The pattern is consistent, and it is not really a list of flaws: Synthesia is shaped for polished, multilingual video meant to inform, and Novoads is shaped for native, product-led video meant to sell. Each tool's "limit" is just the other tool's specialty. That is fit, not failure.
When to choose each
The honest version of this is not a winner. It is a fit test, and most of the decision falls out of two short lists.
Choose Synthesia when:
- You are making corporate, training, onboarding, or explainer video, where a studio-clean look builds trust.
- You need the widest language coverage (160+ languages) for global internal or customer education.
- You want a consistent branded spokesperson or avatar across a whole library of videos.
- You want to start on a free Basic tier or a Starter plan at $29 per month.
Choose Novoads when:
- The creator should hold and demonstrate your actual product, by default, in a native handheld style.
- You sell across markets and the voice has to sound local, with real regional accents.
- You want an ad that ships with voice, lip-sync, and captions, ready for TikTok, Reels, and Meta.
- You are still testing the format and want to find out for $1, not commit to a monthly plan first.
If you are still deciding whether AI can stand in for a hired creator at all, AI versus UGC creators is the better starting point for that question.

How Novoads approaches native, product-led UGC
Novoads is built for the exact moment an ecommerce team needs an ad where the creator holds and uses the real product, in the language the audience actually speaks. You upload a product photo and write or auto-generate a script, pick an AI actor, and get a vertical UGC ad with voice, lip-sync, and captions, formatted for TikTok, Reels, and Meta. It runs multiple frontier models so you are not betting on one engine, and it produces ads in 30+ languages with real regional accents rather than a flat translation. The headline time is about four minutes, and a clip runs from a few dollars instead of a few hundred.
None of that makes Synthesia worse. It makes the two a clean division of labor: Synthesia for the polished, multilingual corporate and training video, Novoads for the native, local, product-led ad. If a brand needs both, it should use both.

The job picks the tool
There is no winner of Novoads versus Synthesia, because they are not running the same race. Synthesia is the corporate-video standard, and for a team that needs studio-clean, multilingual video to train and inform, the polish is the point. Novoads is the native UGC specialist, and for the much larger group of advertisers whose real bottleneck is shipping local, product-in-hand ads at volume, the native look is the point. Decide by the video you need, not the presenter you can make, and the answer picks itself. You can produce your first product-in-hand AI UGC ad with Novoads for $1 at novoads.ai. It is $1 for 3 days of access, cancel anytime.

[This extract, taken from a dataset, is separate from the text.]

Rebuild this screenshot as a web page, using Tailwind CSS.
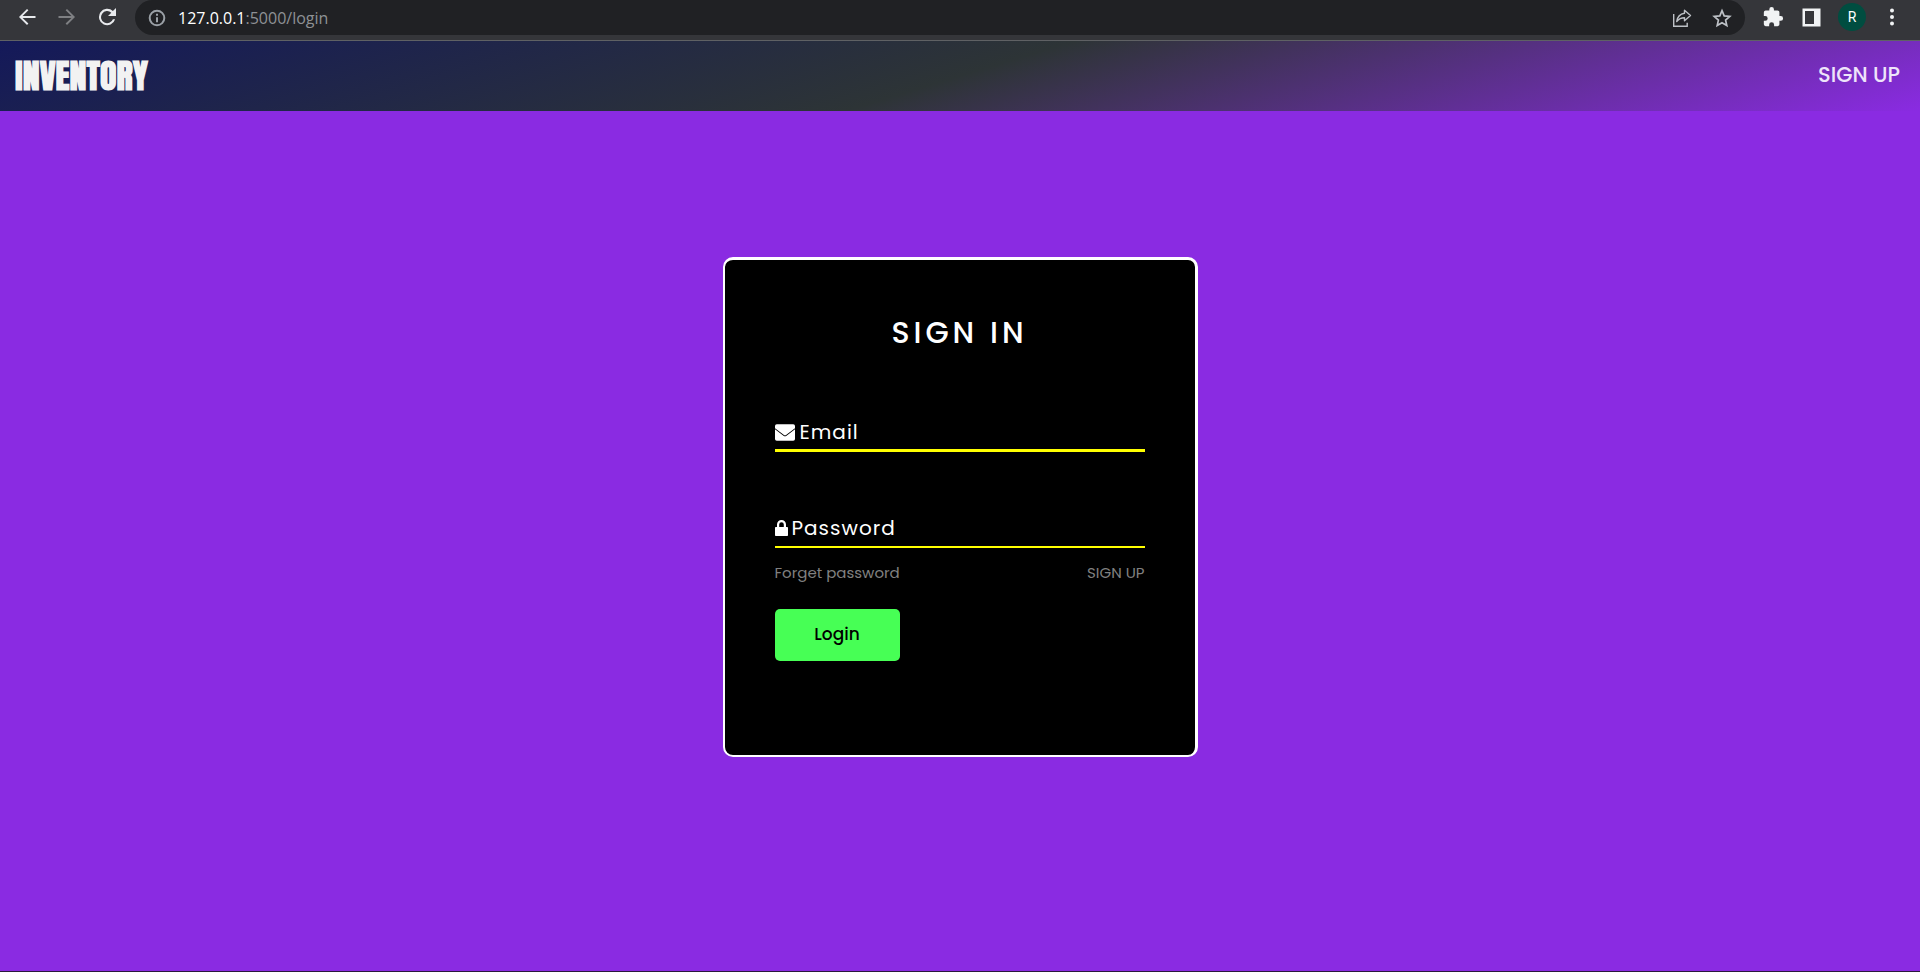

Frequently Asked Questions
Is Novoads or Synthesia better?
Neither is universally better; they optimize for different jobs. Both produce convincing AI video, so realism is rarely the deciding factor. Synthesia is the studio-clean standard for corporate, training, onboarding, and explainer video, with 160+ languages for global rollouts. Novoads centers native, product-led UGC ads: a product image as the primary input, 30+ languages with real regional accents, and ad-ready output. Pick by the video you are actually making.
How much does Synthesia cost compared to Novoads?
Synthesia has a free Basic tier and a Starter plan at $29 per month, with higher plans above that. Novoads starts at $1 for 3 days of access, then $49 a month. For a team still testing whether AI UGC ads work for their product, the practical difference is that Novoads lets you ship a real test for a dollar before committing to a monthly plan.
Can Synthesia make UGC-style ads?
Yes, you can script ad content in Synthesia, and its avatar-led video is convincing. Its sweet spot is the studio-clean spokesperson and explainer look that builds trust in corporate and training contexts. Novoads is built the other way: native handheld realism with the product in the creator's hands is the default thing it makes, which is the aesthetic most social UGC ads rely on.
Which one supports more languages?
Synthesia lists 160+ languages, a wider raw count that is ideal for global corporate and customer-education rollouts. Novoads ships 30+ languages with real regional accents, distinct accent variants rather than one generic version of a language. If your ad needs to sound like a local creator in a specific market, that accent depth is the reason to look at Novoads.
Which is better for ecommerce product ads?
Novoads, in most cases, because uploading a product image is the primary input and the output ships ready for Meta or TikTok with voice, lip-sync, and captions, in the accent your market speaks. Synthesia is the stronger pick when you want a polished spokesperson, training, or explainer video. Many teams use both, one for ads and one for corporate video.
Can I use Novoads and Synthesia together?
Yes, and it is a clean split. A common pattern is Synthesia for corporate, training, onboarding, and global explainer video, and Novoads for fast, native, product-in-hand UGC ads that have to ship across markets. They are not competing for the same slot; they are good at different parts of a brand's video.
Key Takeaways
- Both make convincing AI video, but they aim at different jobs: Synthesia at studio-clean corporate, training, and onboarding video, Novoads at native handheld UGC ads.
- Synthesia's edge is reach and polish: an avatar-led studio look and 160+ languages, the standard for onboarding, training, and corporate explainers.
- Novoads' edge is the native ad: a product in the creator's hands, real regional accents, and output that ships with voice, lip-sync, and captions.
- The Polish Paradox: corporate video earns trust through production value, UGC ads earn it through looking un-produced, so the right tool depends on the job.
- The clearest practical split is the start: Synthesia has a free Basic tier and a Starter plan at $29 per month, while Novoads lets you test the whole thing for $1.